La carriera amministrativa di Nomis proseguì senza scosse fino ai vertici della magistratura piemontese. Presidente del Marchersato di Saluzzo dal 14 giugno 1656, l’11 gennaio 1657 fu nominato presidente del Contado d’Asti e del Marchesato di Ceva e il 31 marzo 1662 presidente del Monferrato e secondo presidente del Senato. Culmine della carriera fu la nomina a primo presidente della Camera dei conti (28 dicembre 1667). All’assunzione di sempre più rilevanti responsabilità politico-amministrative corrispose l’ascesa familiare, testimoniata dall’erezione in contea del feudo di Valfenera (10 gennaio 1666).

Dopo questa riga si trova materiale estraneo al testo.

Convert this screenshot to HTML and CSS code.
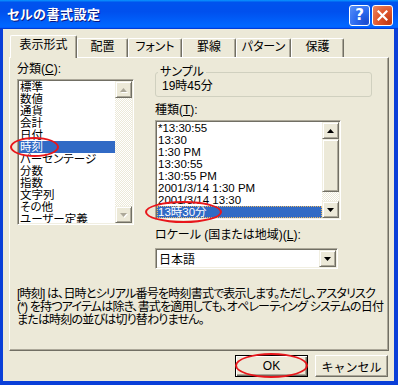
FILE: index.html
```html
<!DOCTYPE html>
<html lang="ja">
<head>
    <meta charset="UTF-8">
    <title>セルの書式設定</title>
    <link rel="stylesheet" href="styles.css">
</head>
<body>
<div class="window">
    <div class="titlebar">
        <span class="title">セルの書式設定</span>
        <div class="title-btns">
            <span class="tbtn help">?</span>
            <span class="tbtn close">
                <svg width="11" height="11" viewBox="0 0 11 11"><path d="M1.5 1.5 L9.5 9.5 M9.5 1.5 L1.5 9.5" stroke="#fff" stroke-width="2.2" stroke-linecap="square"/></svg>
            </span>
        </div>
    </div>

    <div class="client">
        <div class="tabs">
            <div class="tab active" style="width:67px">表示形式</div>
            <div class="tab" style="width:51px">配置</div>
            <div class="tab" style="width:54px">フォント</div>
            <div class="tab" style="width:54px">罫線</div>
            <div class="tab" style="width:55px">パターン</div>
            <div class="tab" style="width:53px">保護</div>
        </div>

        <div class="panel">
            <div class="cols">
                <div class="col-left">
                    <div class="label">分類(<u>C</u>):</div>
                    <div class="listbox cat">
                        <div class="items">
                            <div class="item">標準</div>
                            <div class="item">数値</div>
                            <div class="item">通貨</div>
                            <div class="item">会計</div>
                            <div class="item">日付</div>
                            <div class="item sel">時刻</div>
                            <div class="item">パーセンテージ</div>
                            <div class="item">分数</div>
                            <div class="item">指数</div>
                            <div class="item">文字列</div>
                            <div class="item">その他</div>
                            <div class="item">ユーザー定義</div>
                        </div>
                        <div class="vscroll">
                            <div class="sbtn off">
                                <svg width="7" height="4" viewBox="0 0 7 4"><polygon points="0,4 7,4 3.5,0" fill="#ACA899"/></svg>
                            </div>
                            <div class="track"></div>
                            <div class="sbtn off">
                                <svg width="7" height="4" viewBox="0 0 7 4"><polygon points="0,0 7,0 3.5,4" fill="#ACA899"/></svg>
                            </div>
                        </div>
                    </div>
                </div>

                <div class="col-right">
                    <fieldset class="sample">
                        <legend>サンプル</legend>
                        19時45分
                    </fieldset>
                    <div class="label lbl-type">種類(<u>T</u>):</div>
                    <div class="listbox types">
                        <div class="items">
                            <div class="item">*13:30:55</div>
                            <div class="item">13:30</div>
                            <div class="item">1:30 PM</div>
                            <div class="item">13:30:55</div>
                            <div class="item">1:30:55 PM</div>
                            <div class="item">2001/3/14 1:30 PM</div>
                            <div class="item">2001/3/14 13:30</div>
                            <div class="item sel focus">13時30分</div>
                        </div>
                        <div class="vscroll">
                            <div class="sbtn">
                                <svg width="7" height="4" viewBox="0 0 7 4"><polygon points="0,4 7,4 3.5,0" fill="#000"/></svg>
                            </div>
                            <div class="thumb"></div>
                            <div class="track"></div>
                            <div class="sbtn">
                                <svg width="7" height="4" viewBox="0 0 7 4"><polygon points="0,0 7,0 3.5,4" fill="#000"/></svg>
                            </div>
                        </div>
                    </div>
                    <div class="label lbl-locale">ロケール (国または地域)(<u>L</u>):</div>
                    <div class="combo">
                        <span class="combo-text">日本語</span>
                        <div class="sbtn">
                            <svg width="7" height="4" viewBox="0 0 7 4"><polygon points="0,0 7,0 3.5,4" fill="#000"/></svg>
                        </div>
                    </div>
                </div>
            </div>

            <p class="desc">[時刻] は、日時とシリアル番号を時刻書式で表示します。ただし、アスタリスク<br>(*) を持つアイテムは除き、書式を適用しても、オペレーティング システムの日付<br>または時刻の並びは切り替わりません。</p>
        </div>

        <div class="buttons">
            <button class="btn default">OK</button>
            <button class="btn">キャンセル</button>
        </div>
    </div>

    <!-- 赤丸の注釈 -->
    <span class="mark m1"></span>
    <span class="mark m2"></span>
    <span class="mark m3"></span>
    <span class="mark m4"></span>
</div>
</body>
</html>
```

FILE: styles.css
```css
body {
    margin: 0;
    font-family: "Liberation Sans", "Noto Sans CJK JP", sans-serif;
    font-size: 12px;
    color: #000;
    font-feature-settings: "palt";
}
.window {
    position: relative;
    width: 398px;
    height: 385px;
    background: #0A3FD8;
    overflow: hidden;
}
.titlebar {
    height: 29px;
    display: flex;
    align-items: center;
    justify-content: space-between;
    padding: 0 5px 0 7px;
    background: linear-gradient(180deg, #0997ff, #0053ee 8%, #0050ee 40%, #0066ff 88%, #0066ff 93%, #005bff 95%, #003dd7 96%, #003dd7);
}
.title {
    color: white;
    font-weight: bold;
    font-size: 13px;
    line-height: 16px;
    text-shadow: 1px 1px #0A1883;
    letter-spacing: 0.5px;
}
.title-btns {
    display: flex;
    gap: 2px;
    margin-top: 1px;
}
.tbtn {
    width: 21px;
    height: 21px;
    box-sizing: border-box;
    border: 1px solid white;
    border-radius: 3px;
    display: flex;
    align-items: center;
    justify-content: center;
    color: white;
}
.help {
    background: radial-gradient(circle at 85% 85%, #1B4CD0, #2E6CF0 50%, #5A92F8);
    font-family: "DejaVu Sans", sans-serif;
    font-weight: bold;
    font-size: 15px;
}
.close {
    background: radial-gradient(circle at 85% 85%, #C13A14, #E0562C 50%, #EC8A66);
}
.client {
    margin: 0 4px 0 3px;
    height: 352px;
    box-sizing: border-box;
    background: #ECE9D8;
    padding-top: 6px;
}
.tabs {
    display: flex;
    align-items: flex-end;
    height: 22px;
    padding-left: 7px;
}
.tab {
    height: 19px;
    box-sizing: border-box;
    border: 1px solid white;
    border-right-color: #716F64;
    border-bottom: none;
    border-radius: 2px 2px 0 0;
    box-shadow: inset -1px 0 #ACA899;
    background: #ECE9D8;
    text-align: center;
    line-height: 17px;
}
.tab.active {
    position: relative;
    z-index: 1;
    height: 23px;
    margin-bottom: -1px;
    line-height: 18px;
}
.panel {
    margin-left: 6px;
    width: 380px;
    height: 294px;
    box-sizing: border-box;
    border: 1px solid white;
    border-right-color: #716F64;
    border-bottom-color: #716F64;
    box-shadow: inset -1px -1px #ACA899;
}
.cols {
    display: flex;
    gap: 21px;
    padding: 4px 0 0 7px;
}
.col-left {
    width: 117px;
}
.col-right {
    width: 217px;
}
.label {
    line-height: 14px;
    white-space: nowrap;
}
.listbox {
    display: flex;
    box-sizing: border-box;
    background: white;
    border: 1px solid;
    border-color: #ACA899 white white #ACA899;
    box-shadow: inset 1px 1px #716F64, inset -1px -1px #F1EFE2;
    padding: 1px;
    overflow: hidden;
}
.items {
    flex: 1;
    overflow: hidden;
}
.item {
    height: 12px;
    line-height: 12px;
    font-size: 11.5px;
    padding-left: 1px;
    white-space: nowrap;
    box-sizing: border-box;
}
.item.sel {
    background: #316AC5;
    color: white;
}
.item.focus {
    outline: 1px dotted #E9B867;
    outline-offset: -1px;
}
.cat {
    margin-top: 3px;
    height: 146px;
}
.types {
    margin-top: 3px;
    width: 186px;
    height: 100px;
}
.vscroll {
    width: 17px;
    display: flex;
    flex-direction: column;
}
.track {
    flex: 1;
    background-image: conic-gradient(#fff 25%, #ECE9D8 0 50%, #fff 0 75%, #ECE9D8 0);
    background-size: 2px 2px;
}
.sbtn {
    width: 17px;
    height: 17px;
    flex-shrink: 0;
    box-sizing: border-box;
    background: #ECE9D8;
    border: 1px solid;
    border-color: #F1EFE2 #716F64 #716F64 #F1EFE2;
    box-shadow: inset 1px 1px white, inset -1px -1px #ACA899;
    display: flex;
    align-items: center;
    justify-content: center;
}
.sbtn.off svg {
    filter: drop-shadow(1px 1px 0 white);
}
.thumb {
    height: 53px;
    box-sizing: border-box;
    background: #ECE9D8;
    border: 1px solid;
    border-color: #F1EFE2 #716F64 #716F64 #F1EFE2;
    box-shadow: inset 1px 1px white, inset -1px -1px #ACA899;
}
.sample {
    margin: 3px 0 0;
    padding: 0 0 2px 6px;
    height: 32px;
    box-sizing: border-box;
    border: 1px solid #D0D0BF;
    border-radius: 3px;
    line-height: 14px;
}
.sample legend {
    padding: 0 2px;
    margin-left: -4px;
    line-height: 14px;
}
.lbl-type {
    margin-top: 6px;
}
.lbl-locale {
    margin-top: 8px;
}
.combo {
    margin-top: 6px;
    width: 183px;
    height: 21px;
    box-sizing: border-box;
    display: flex;
    align-items: center;
    background: white;
    border: 1px solid;
    border-color: #ACA899 white white #ACA899;
    box-shadow: inset 1px 1px #716F64, inset -1px -1px #F1EFE2;
    padding: 1px;
}
.combo-text {
    flex: 1;
    padding-left: 2px;
}
.desc {
    margin: 19px 0 0 7px;
    line-height: 13px;
    letter-spacing: -0.8px;
    white-space: nowrap;
}
.buttons {
    display: flex;
    justify-content: flex-end;
    gap: 7px;
    margin-top: 4px;
    padding-right: 6px;
}
.btn {
    width: 73px;
    height: 22px;
    box-sizing: border-box;
    font-family: inherit;
    font-size: 12px;
    background: #ECE9D8;
    border: 1px solid;
    border-color: white #716F64 #716F64 white;
    box-shadow: inset -1px -1px #ACA899;
    padding: 0;
}
.btn.default {
    border-color: #000;
    box-shadow: inset 1px 1px white, inset -1px -1px #716F64, inset -2px -2px #ACA899;
}
.mark {
    position: absolute;
    box-sizing: border-box;
    border: 2px solid #E8161B;
    border-radius: 50%;
}
.m1 { left: 13px; top: 37px; width: 64px; height: 18px; }
.m2 { left: 10px; top: 137px; width: 49px; height: 20px; }
.m3 { left: 145px; top: 201px; width: 77px; height: 22px; }
.m4 { left: 235px; top: 353px; width: 73px; height: 25px; }
```
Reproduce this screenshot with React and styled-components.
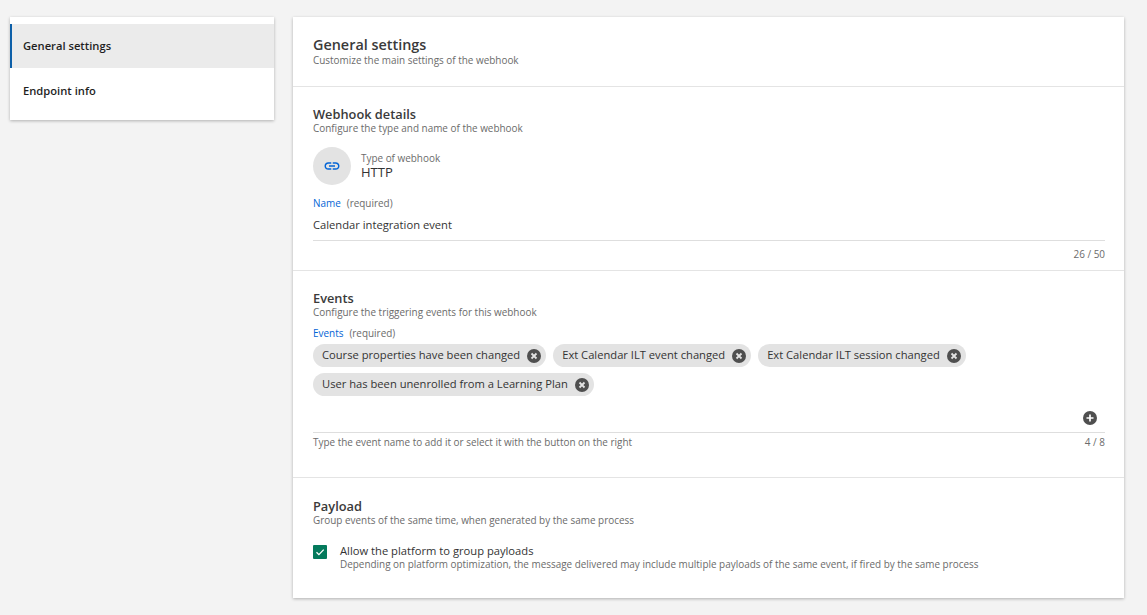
import styled, { createGlobalStyle } from 'styled-components';

const Global = createGlobalStyle`
  html, body { margin: 0; padding: 0; background: #f3f3f3; }
  body { font-family: "Open Sans", "Noto Sans", sans-serif; color: #333; }
`;

const Page = styled.div`
  display: flex;
  align-items: flex-start;
  gap: 19px;
  padding: 17px 23px 17px 10px;
  width: 1147px;
  height: 615px;
  box-sizing: border-box;
  overflow: hidden;
`;

const Side = styled.nav`
  width: 264px;
  flex: none;
  padding: 7px 0;
  background: #fff;
  box-shadow: 0 1px 3px rgba(0, 0, 0, 0.28);
`;

const SideItem = styled.div`
  height: ${p => (p.$active ? 44 : 45)}px;
  display: flex;
  align-items: center;
  padding: 0 0 1px 11px;
  box-sizing: border-box;
  font-size: 11.2px;
  font-weight: 600;
  color: #1f1f1f;
  background: ${p => (p.$active ? '#ebebeb' : '#fff')};
  border-left: 2px solid ${p => (p.$active ? '#0d5fa8' : 'transparent')};
`;

const Main = styled.main`
  flex: 1;
  height: 581px;
  background: #fff;
  box-shadow: 0 1px 3px rgba(0, 0, 0, 0.28);
`;

const Section = styled.section`
  height: ${p => p.$h}px;
  box-sizing: border-box;
  padding: ${p => p.$top}px 19px 0 20px;
  border-bottom: ${p => (p.$last ? 'none' : '1px solid #e4e4e4')};
`;

const Title = styled.h2`
  margin: 0;
  font-size: ${p => (p.$big ? 14.4 : 12.8)}px;
  line-height: ${p => (p.$big ? 18 : 15)}px;
  font-weight: 600;
  color: #3a3a3a;
`;

const Sub = styled.p`
  margin: 0;
  font-size: 9.94px;
  line-height: 12px;
  color: #6b6b6b;
`;

const TypeRow = styled.div`
  display: flex;
  align-items: center;
  gap: 10px;
  margin-top: 13px;
`;

const TypeCircle = styled.div`
  width: 38px;
  height: 38px;
  border-radius: 50%;
  background: #e3e3e3;
  display: flex;
  align-items: center;
  justify-content: center;
`;

const TypeLabel = styled.div`
  font-size: 9.94px;
  line-height: 12px;
  color: #6b6b6b;
`;

const TypeValue = styled.div`
  font-size: 13px;
  line-height: 17px;
  font-weight: 500;
  color: #333;
`;

const FieldLabel = styled.div`
  margin-top: ${p => p.$mt}px;
  font-size: 9.94px;
  line-height: 13px;
  color: #0465d6;
  font-weight: 500;
  span {
    margin-left: 6px;
    color: #6b6b6b;
    font-weight: 400;
  }
`;

const NameInput = styled.div`
  margin-top: 7px;
  height: 23px;
  font-size: 11.2px;
  line-height: 16px;
  color: #333;
  border-bottom: 1px solid #dedede;
`;

const Helper = styled.div`
  display: flex;
  justify-content: space-between;
  margin-top: ${p => p.$mt}px;
  font-size: 9.94px;
  line-height: 12px;
  color: #6b6b6b;
`;

const ChipsBox = styled.div`
  display: flex;
  flex-wrap: wrap;
  gap: 6px 7px;
  margin-top: 4px;
  height: 88px;
  align-content: flex-start;
  position: relative;
  border-bottom: 1px solid #dedede;
`;

const Chip = styled.div`
  height: 23px;
  display: inline-flex;
  align-items: center;
  gap: 6px;
  padding: 0 4px 2px 9px;
  box-sizing: border-box;
  border-radius: 12px;
  background: #e3e3e3;
  font-size: 11.18px;
  color: #333;
  white-space: nowrap;
  svg {
    margin-top: 2px;
  }
`;

const AddBtn = styled.div`
  position: absolute;
  right: 8px;
  bottom: 7px;
  display: flex;
`;

const CheckRow = styled.div`
  display: flex;
  gap: 13px;
  margin-top: 17px;
`;

const Box = styled.div`
  width: 14px;
  height: 14px;
  margin-top: 2px;
  border-radius: 1px;
  background: #047a5c;
  display: flex;
  align-items: center;
  justify-content: center;
  flex: none;
`;

const CheckTitle = styled.div`
  font-size: 11.2px;
  line-height: 15px;
  color: #333;
`;

const LinkIcon = () => (
  <svg width="18" height="18" viewBox="0 0 24 24" fill="#0465d6">
    <path d="M3.9 12c0-1.71 1.39-3.1 3.1-3.1h4V7H7c-2.76 0-5 2.24-5 5s2.24 5 5 5h4v-1.9H7c-1.71 0-3.1-1.39-3.1-3.1zM8 13h8v-2H8v2zm9-6h-4v1.9h4c1.71 0 3.1 1.39 3.1 3.1s-1.39 3.1-3.1 3.1h-4V17h4c2.76 0 5-2.24 5-5s-2.24-5-5-5z" />
  </svg>
);

const RemoveIcon = () => (
  <svg width="16" height="16" viewBox="0 0 16 16">
    <circle cx="8" cy="8" r="7" fill="#4f4f4f" />
    <path d="M5.5 5.5l5 5M10.5 5.5l-5 5" stroke="#e3e3e3" strokeWidth="1.8" />
  </svg>
);

const PlusIcon = () => (
  <svg width="14" height="14" viewBox="0 0 14 14">
    <circle cx="7" cy="7" r="7" fill="#4f4f4f" />
    <path d="M7 3.5v7M3.5 7h7" stroke="#fff" strokeWidth="1.7" />
  </svg>
);

const events = [
  'Course properties have been changed',
  'Ext Calendar ILT event changed',
  'Ext Calendar ILT session changed',
  'User has been unenrolled from a Learning Plan',
];

export default function App() {
  return (
    <Page>
      <Global />
      <Side>
        <SideItem $active>General settings</SideItem>
        <SideItem>Endpoint info</SideItem>
      </Side>
      <Main>
        <Section $h={70} $top={19}>
          <Title $big>General settings</Title>
          <Sub>Customize the main settings of the webhook</Sub>
        </Section>
        <Section $h={184} $top={20}>
          <Title>Webhook details</Title>
          <Sub>Configure the type and name of the webhook</Sub>
          <TypeRow>
            <TypeCircle><LinkIcon /></TypeCircle>
            <div>
              <TypeLabel>Type of webhook</TypeLabel>
              <TypeValue>HTTP</TypeValue>
            </div>
          </TypeRow>
          <FieldLabel $mt={12}>Name<span>(required)</span></FieldLabel>
          <NameInput>Calendar integration event</NameInput>
          <Helper $mt={7}><span /><span>26 / 50</span></Helper>
        </Section>
        <Section $h={207} $top={20}>
          <Title>Events</Title>
          <Sub>Configure the triggering events for this webhook</Sub>
          <FieldLabel $mt={9}>Events<span>(required)</span></FieldLabel>
          <ChipsBox>
            {events.map(e => (
              <Chip key={e}>{e}<RemoveIcon /></Chip>
            ))}
            <AddBtn><PlusIcon /></AddBtn>
          </ChipsBox>
          <Helper $mt={3}>
            <span>Type the event name to add it or select it with the button on the right</span>
            <span>4 / 8</span>
          </Helper>
        </Section>
        <Section $h={120} $top={21} $last>
          <Title>Payload</Title>
          <Sub>Group events of the same time, when generated by the same process</Sub>
          <CheckRow>
            <Box>
              <svg width="10" height="10" viewBox="0 0 10 10" fill="none">
                <path d="M1.5 5.2l2.4 2.4 4.8-5" stroke="#fff" strokeWidth="1.3" />
              </svg>
            </Box>
            <div>
              <CheckTitle>Allow the platform to group payloads</CheckTitle>
              <Sub>Depending on platform optimization, the message delivered may include multiple payloads of the same event, if fired by the same process</Sub>
            </div>
          </CheckRow>
        </Section>
      </Main>
    </Page>
  );
}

Morì a Torino l’8 ottobre 1670.
Fonti e Bibl.: A. Bazzoni, La reggenza di Maria Cristina duchessa di Savoia, Torino 1865, pp. 38 s., 323 s.; G. Claretta, Il presidente Gian Francesco Bellezia, Torino 1866, pp. 27, 34, 103 s.; Id., Il municipio torinese ai tempi della pestilenza e della reggente Cristina di Francia, Torino 1869A, pp. 9 s., 25, 174, 186, 207, 213, 221, 243, 248; Id., Storia della reggenza di Cristina di Francia duchessa di Savoia: con annotazioni e documenti, II, Torino 1869B, pp. 192-220, 410-412 e passim; Id., Adelaide di Savoia, duchessa di Baviera e i suoi tempi, Torino 1877, pp. 9, 17-21; G. Claretta, Storia del regno e dei tempi di Carlo Emanuele II duca di Savoia, Genova, 1877-78, I, pp. 13 s., 34 s., 164-167, 195 s., 230, 285-290; II, pp. 413-415, 631-633; C. Dionisotti, Storia della magistratura piemontese, II, Torino 1881, pp. 273, 276, 279, 325, 395; K.T. von Heigel, Die Beziehungen zwischen Bayern und Savoyen1648-1653, inAkademie der Wissenschaften zu München Sitzungsberichte der philosophisch-philologischen und historischen Classe, 1887, t. 2, pp. 127-129; La nunziatura di Fabio Chigi, 1640-1651, a cura di V. Kybal - G. Incisa della Rocchetta, Roma 1943-46, I, pp. 288 s.; M.A. Dellacorna, I lettori dell’Università di Torino ai tempi di Carlo Emanuele I (1580-1630), in L’Università di Torino nei secoli XVI e XVII, Torino 1972, pp. 283-285; M.L. Doglio, Lettere inedite di Emanuele Tesauro, in Studi secenteschi, 31 (1979), pp. 448 s.; Storia di Torino, IV, La città fra crisi e ripresa (1630-1730), a cura di G. Ricuperati, Torino, 2002, ad ind.; Acta Pacis Westphalicae, s. 2B, vol. V, 2, Die französischen Korrespondenzen (1647), Münster 2002, pp. 92, 955, 1003; s. 3, A: Protokolle; III,5: Die Beratungen des Fürstenrates in Osnabrück 5 Mai - Juni 1648, ibid. 2006, p. 41.